Often times in the software industry you’ll hear statements suggesting that the quality of the underlying software code is really not that important and what matters most is immediate term customer satisfaction, primarily achieved by delivering what they asked for within time and budget. This is usually a position put forward by the customer facing folks within the software industry who, in their defence, probably don’t have that strong a grasp on why code quality is important simply because they’re not living and breathing it. So let me give you an example.
Yesterday I was both surprised and delighted to receive the following email from Virgin Blue, our local Australian arm of the Virgin airline empire:
As excited as I was about the prospect of receiving not one, but two personalised luggage tags, I was a little surprised that my meagre two short haul, domestic trips would qualify me to jump a couple of status levels in one go. But hey, who am I to complain?!
If something sounds too good to be true…
A mere two hours later the truth was revealed. I didn’t qualify for an upgrade and I would not be receiving my personalised luggage tags. Not even one of them. As it turns out, the root cause of the problem was due to the day of the week being a Friday and the day of the month being the 13th. Right, nice try.
Digging a little deeper
It turns out someone screwed up big time judging by the breadth of the problem as reported across the Twitersphere. The Australian IT News website reports Virgin Blue "error" upgrades passengers to gold status and explains the issue as follows:
The Velocity website appeared to crash at 6:40PM AEDST Friday, hinting that a large number of customers had visited the site to find out if the upgrade was true.
A call centre representative from Virgin Blue said that the email was “a system error”.
“IT have advised that we do have a system error,” the representative said.
“Right now we do have a lot of phone calls because of this error."
And this brings me right back around to the topic at hand; software quality really is important. The thing about software quality is that often times it only becomes a priority once it’s too late and the pain of financial loss and public humiliation is felt.
Counting the cost
Let me take a stab at how this has hit Virgin Blue in the hip pocket:
- Their website went down so they lost bookings
- Their call centre was tied up dealing with unhappy customers so they lost even more bookings
- IT staff and management were kept preoccupied in “damage control” rather than doing their normal job
- A carefully managed corporate image (and the Virgin brand is very carefully managed), has been tarnished
It’s the last point that really hurts. Virgin has constructed such a carefully honed brand image as an organisation that really relates to people, dangling a carrot in front of their customers then taking it away in the blink of an eye is very, very bad for business.
What went wrong
I can only speculate, I honestly have no inside knowledge of what happened within Virgin’s software yesterday. What I can do is take a pretty educated guess at the conditions which lead to this after having spent a lot of time seeing the inner workings of software products.

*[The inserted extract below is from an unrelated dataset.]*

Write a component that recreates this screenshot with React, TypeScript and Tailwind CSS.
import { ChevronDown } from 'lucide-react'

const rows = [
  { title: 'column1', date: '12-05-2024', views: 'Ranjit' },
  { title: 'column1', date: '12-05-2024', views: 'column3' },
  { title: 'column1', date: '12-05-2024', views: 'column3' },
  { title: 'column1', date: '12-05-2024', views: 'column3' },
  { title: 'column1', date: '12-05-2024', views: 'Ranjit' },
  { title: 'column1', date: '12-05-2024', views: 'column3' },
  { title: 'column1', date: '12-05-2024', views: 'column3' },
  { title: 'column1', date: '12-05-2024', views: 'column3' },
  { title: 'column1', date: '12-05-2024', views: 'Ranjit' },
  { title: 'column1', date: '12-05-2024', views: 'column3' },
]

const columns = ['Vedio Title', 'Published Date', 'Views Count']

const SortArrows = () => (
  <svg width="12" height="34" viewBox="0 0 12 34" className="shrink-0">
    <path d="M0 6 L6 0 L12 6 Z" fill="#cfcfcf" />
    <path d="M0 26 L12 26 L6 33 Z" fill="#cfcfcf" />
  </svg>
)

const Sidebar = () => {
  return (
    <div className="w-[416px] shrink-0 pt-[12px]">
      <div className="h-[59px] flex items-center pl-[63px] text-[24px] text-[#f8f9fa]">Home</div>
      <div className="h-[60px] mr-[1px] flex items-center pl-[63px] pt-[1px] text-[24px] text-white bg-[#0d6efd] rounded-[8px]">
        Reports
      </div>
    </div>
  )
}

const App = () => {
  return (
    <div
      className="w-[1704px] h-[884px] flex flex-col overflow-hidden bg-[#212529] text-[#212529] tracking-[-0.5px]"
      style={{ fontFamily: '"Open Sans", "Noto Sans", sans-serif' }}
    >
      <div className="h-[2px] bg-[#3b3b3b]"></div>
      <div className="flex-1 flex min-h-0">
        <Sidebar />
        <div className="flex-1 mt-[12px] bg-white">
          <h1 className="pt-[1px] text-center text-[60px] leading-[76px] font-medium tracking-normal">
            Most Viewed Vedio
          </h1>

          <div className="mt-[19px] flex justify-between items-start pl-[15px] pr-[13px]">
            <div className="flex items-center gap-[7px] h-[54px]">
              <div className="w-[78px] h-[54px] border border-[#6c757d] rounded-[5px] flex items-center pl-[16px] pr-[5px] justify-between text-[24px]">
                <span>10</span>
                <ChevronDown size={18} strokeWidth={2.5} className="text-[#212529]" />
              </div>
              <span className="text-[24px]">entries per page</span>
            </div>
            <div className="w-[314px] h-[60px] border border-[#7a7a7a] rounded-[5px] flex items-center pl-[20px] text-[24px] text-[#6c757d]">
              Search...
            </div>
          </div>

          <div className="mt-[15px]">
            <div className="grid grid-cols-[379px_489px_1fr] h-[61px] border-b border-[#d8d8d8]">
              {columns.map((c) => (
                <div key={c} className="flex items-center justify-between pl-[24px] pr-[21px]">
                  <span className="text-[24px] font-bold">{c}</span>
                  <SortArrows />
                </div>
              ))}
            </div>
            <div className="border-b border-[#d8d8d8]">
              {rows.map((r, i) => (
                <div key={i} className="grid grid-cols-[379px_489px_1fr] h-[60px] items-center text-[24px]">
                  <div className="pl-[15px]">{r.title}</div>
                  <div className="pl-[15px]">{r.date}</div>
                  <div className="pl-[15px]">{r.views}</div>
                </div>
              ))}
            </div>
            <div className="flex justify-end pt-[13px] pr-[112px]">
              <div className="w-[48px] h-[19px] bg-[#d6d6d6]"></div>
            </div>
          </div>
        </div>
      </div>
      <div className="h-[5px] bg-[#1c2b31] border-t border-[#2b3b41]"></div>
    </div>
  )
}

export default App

Assuming the content of the email was correct in that some customers who would not normally be eligible for Gold but were “close enough”, there is inevitably some conditional logic along the lines of “if customer points balance is > 90% of points required for gold then upgrade”. There may even be a couple of conditions such as “and > 6 flights taken this year” or “and has been a member for > 2 years”. Now imagine a “>” was accidentally replaced with a “<”, or the “and” condition accidentally became an “or” condition. Easy to do and every software developer has done it before (or they lie and say they haven’t). The difference is that this went through to production unchecked and caused Virgin a big headache.

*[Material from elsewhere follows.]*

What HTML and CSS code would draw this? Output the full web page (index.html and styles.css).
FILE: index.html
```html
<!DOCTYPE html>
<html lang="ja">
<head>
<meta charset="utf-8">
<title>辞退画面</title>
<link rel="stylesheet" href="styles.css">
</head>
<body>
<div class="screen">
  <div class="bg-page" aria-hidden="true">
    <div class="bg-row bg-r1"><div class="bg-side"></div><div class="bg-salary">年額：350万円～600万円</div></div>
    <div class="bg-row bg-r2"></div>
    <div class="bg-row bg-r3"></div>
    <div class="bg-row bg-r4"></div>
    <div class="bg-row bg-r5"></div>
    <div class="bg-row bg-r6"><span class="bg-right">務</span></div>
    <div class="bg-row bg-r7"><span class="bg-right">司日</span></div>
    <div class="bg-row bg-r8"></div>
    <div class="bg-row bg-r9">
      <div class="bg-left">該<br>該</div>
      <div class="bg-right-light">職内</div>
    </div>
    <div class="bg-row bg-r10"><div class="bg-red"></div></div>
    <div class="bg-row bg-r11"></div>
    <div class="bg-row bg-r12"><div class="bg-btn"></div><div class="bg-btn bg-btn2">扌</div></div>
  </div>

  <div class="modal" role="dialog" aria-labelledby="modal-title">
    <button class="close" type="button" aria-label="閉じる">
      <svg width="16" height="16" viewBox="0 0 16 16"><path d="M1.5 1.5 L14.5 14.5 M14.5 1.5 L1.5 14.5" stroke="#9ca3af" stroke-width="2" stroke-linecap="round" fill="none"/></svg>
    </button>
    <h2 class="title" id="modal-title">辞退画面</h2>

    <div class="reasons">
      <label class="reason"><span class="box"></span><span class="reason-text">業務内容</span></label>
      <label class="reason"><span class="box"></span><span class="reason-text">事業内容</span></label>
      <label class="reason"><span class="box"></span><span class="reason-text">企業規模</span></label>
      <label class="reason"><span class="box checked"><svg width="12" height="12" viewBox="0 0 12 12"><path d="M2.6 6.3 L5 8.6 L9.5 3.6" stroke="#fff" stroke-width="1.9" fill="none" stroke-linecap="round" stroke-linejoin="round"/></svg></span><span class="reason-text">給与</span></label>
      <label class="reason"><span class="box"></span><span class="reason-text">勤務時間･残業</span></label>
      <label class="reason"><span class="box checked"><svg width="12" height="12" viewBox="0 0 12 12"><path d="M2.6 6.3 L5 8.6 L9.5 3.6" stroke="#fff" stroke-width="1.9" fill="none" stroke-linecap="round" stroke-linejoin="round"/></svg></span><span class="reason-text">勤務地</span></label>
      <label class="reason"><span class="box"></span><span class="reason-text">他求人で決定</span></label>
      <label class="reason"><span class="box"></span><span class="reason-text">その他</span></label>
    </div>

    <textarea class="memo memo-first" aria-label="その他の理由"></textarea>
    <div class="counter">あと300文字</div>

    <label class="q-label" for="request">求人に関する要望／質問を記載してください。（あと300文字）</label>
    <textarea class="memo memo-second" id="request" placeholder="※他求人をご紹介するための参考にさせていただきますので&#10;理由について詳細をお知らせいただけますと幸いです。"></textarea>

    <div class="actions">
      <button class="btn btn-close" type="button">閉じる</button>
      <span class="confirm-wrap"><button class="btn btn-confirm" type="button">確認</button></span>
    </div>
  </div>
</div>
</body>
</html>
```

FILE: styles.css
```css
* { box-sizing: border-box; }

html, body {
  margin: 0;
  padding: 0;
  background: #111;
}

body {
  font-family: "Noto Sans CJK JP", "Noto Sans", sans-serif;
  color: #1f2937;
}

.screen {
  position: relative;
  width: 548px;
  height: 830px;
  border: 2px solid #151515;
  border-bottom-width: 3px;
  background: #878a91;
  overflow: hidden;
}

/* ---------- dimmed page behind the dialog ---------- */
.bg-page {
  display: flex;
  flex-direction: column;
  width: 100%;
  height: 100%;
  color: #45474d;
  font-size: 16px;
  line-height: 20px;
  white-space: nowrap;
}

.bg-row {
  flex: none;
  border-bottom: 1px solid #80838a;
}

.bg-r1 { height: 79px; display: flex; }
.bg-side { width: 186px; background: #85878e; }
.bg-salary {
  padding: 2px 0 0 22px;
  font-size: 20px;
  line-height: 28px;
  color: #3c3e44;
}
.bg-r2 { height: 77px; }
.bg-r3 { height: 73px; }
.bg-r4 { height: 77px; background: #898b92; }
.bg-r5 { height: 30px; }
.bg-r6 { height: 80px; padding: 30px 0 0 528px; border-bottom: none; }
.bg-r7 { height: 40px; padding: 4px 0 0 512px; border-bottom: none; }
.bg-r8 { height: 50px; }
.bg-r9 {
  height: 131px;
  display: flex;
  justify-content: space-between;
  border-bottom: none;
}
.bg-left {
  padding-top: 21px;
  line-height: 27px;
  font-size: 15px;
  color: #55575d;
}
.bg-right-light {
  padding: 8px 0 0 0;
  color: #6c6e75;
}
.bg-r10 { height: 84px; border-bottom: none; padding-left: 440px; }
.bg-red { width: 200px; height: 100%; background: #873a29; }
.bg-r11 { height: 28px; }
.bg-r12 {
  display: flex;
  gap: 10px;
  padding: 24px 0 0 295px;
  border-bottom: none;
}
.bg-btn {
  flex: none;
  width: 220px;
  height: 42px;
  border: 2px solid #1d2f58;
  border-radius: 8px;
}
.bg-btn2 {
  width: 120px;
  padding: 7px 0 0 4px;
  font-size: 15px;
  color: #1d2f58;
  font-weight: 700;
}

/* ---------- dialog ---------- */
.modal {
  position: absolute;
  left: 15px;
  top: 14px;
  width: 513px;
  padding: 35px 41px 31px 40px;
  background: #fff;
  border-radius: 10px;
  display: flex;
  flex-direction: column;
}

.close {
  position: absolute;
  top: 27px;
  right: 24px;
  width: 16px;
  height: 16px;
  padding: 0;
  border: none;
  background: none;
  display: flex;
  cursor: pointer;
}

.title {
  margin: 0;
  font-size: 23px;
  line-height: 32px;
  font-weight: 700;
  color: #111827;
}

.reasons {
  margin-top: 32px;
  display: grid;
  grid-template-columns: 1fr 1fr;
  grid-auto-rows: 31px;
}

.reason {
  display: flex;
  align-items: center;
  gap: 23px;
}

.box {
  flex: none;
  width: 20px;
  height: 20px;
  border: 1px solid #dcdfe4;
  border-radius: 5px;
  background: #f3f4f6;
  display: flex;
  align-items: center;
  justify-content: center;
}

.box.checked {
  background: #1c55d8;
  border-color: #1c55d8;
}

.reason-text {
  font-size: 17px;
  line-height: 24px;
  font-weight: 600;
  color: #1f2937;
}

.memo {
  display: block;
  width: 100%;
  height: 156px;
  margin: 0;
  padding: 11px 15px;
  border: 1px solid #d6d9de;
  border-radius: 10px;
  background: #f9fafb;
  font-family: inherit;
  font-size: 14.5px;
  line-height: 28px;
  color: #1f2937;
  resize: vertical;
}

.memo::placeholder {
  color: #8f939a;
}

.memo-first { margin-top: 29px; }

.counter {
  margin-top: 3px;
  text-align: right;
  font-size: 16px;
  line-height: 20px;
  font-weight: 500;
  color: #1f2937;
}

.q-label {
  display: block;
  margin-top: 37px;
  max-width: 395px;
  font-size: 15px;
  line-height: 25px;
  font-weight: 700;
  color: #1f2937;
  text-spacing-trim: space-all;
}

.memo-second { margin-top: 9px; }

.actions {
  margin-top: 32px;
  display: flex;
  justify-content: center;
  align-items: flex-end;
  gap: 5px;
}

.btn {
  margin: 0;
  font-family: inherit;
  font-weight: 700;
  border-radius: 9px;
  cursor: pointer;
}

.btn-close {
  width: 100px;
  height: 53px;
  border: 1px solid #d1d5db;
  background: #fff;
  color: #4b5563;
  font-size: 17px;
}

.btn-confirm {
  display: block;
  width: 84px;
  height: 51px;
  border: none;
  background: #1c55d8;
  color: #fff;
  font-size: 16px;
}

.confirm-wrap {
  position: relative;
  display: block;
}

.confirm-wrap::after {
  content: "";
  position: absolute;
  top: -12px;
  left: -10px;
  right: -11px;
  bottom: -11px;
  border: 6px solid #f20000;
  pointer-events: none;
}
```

The point is, the conditions required to legitimately qualify for this offer were probably pretty simple and were equally simple to get wrong. The issue also occurred just before 5pm on a Friday night so picture this situation; its been a long, hot week, everyone’s about to head out for beers, the office is emptying and there’s just this one little task that needs to go out the door beforehand…
Of course I’m speculating but without any information from Virgin to the contrary, I think they’re pretty fair assumptions. Regardless, it’s safe to assume we’re talking about a software quality issue here.

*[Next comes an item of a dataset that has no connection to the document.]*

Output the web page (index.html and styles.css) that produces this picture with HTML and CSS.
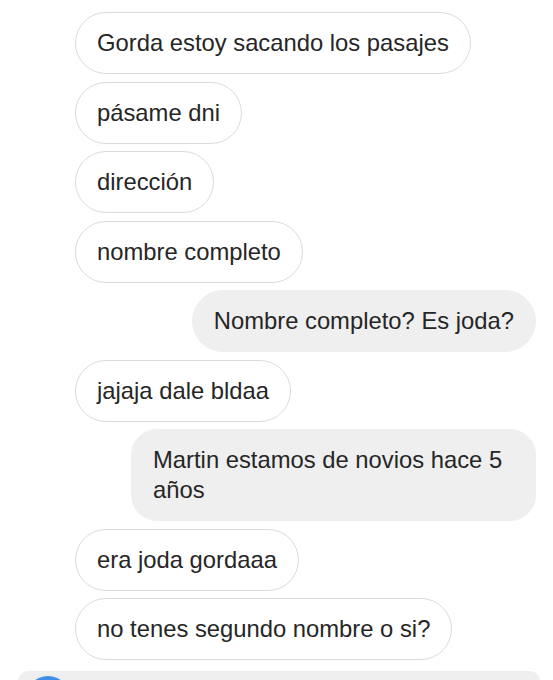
FILE: index.html
```html
<!DOCTYPE html>
<html lang="es">
<head>
<meta charset="utf-8">
<link rel="stylesheet" href="styles.css">
</head>
<body>
<div class="chat">
  <div class="msg in">Gorda estoy sacando los pasajes</div>
  <div class="msg in">pásame dni</div>
  <div class="msg in">dirección</div>
  <div class="msg in">nombre completo</div>
  <div class="msg out">Nombre completo? Es joda?</div>
  <div class="msg in">jajaja dale bldaa</div>
  <div class="msg out wide">Martin estamos de novios hace 5 años</div>
  <div class="msg in">era joda gordaaa</div>
  <div class="msg in">no tenes segundo nombre o si?</div>
</div>
<div class="composer">
  <div class="camera"></div>
</div>
</body>
</html>
```
FILE: styles.css
```css
html, body {
  margin: 0;
  padding: 0;
  background: #ffffff;
  width: 553px;
  height: 680px;
  overflow: hidden;
}
body {
  font-family: "Liberation Sans", Arial, sans-serif;
  color: #262626;
}
.chat {
  display: flex;
  flex-direction: column;
  gap: 7.5px;
  padding-top: 12px;
}
.msg {
  font-size: 23.8px;
  line-height: 30px;
  padding: 15px 21px;
  border-radius: 31px;
  box-sizing: border-box;
}
.in {
  align-self: flex-start;
  margin-left: 75px;
  border: 1px solid #dbdbdb;
  background: #fff;
}
.out {
  align-self: flex-end;
  margin-right: 17px;
  background: #efefef;
  border: 1px solid #efefef;
}
.wide {
  width: 405px;
  border-radius: 26px;
}
.composer {
  margin: 11px 13px 0 18px;
  height: 10px;
  border-radius: 28px 28px 0 0;
  background: #efefef;
  padding: 5px 8px 0;
  box-sizing: border-box;
  overflow: hidden;
}
.camera {
  width: 44px;
  height: 44px;
  border-radius: 50%;
  background: #3e8ee8;
}
```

Because quality does matters
There are probably a number of different ways this could have been avoided by looking at software from a quality standpoint. Perhaps there were no automated tests for this particular condition. Perhaps an activity with such broad ranging ramifications didn’t alert the operator to the scope of the audience. Perhaps the logic was embedded in a 500 line file and indented through half a dozen “if” statements hence obfuscating its true intent.
Whatever it was, someone skimped on quality and now the true ramifications of this have come to bear. So the next time someone attempts to convince you software quality doesn’t matter, ask them if they ever received their personalised luggage tags. Hopefully the raw emotion and bitterness of their loss will help them see the error of their ways!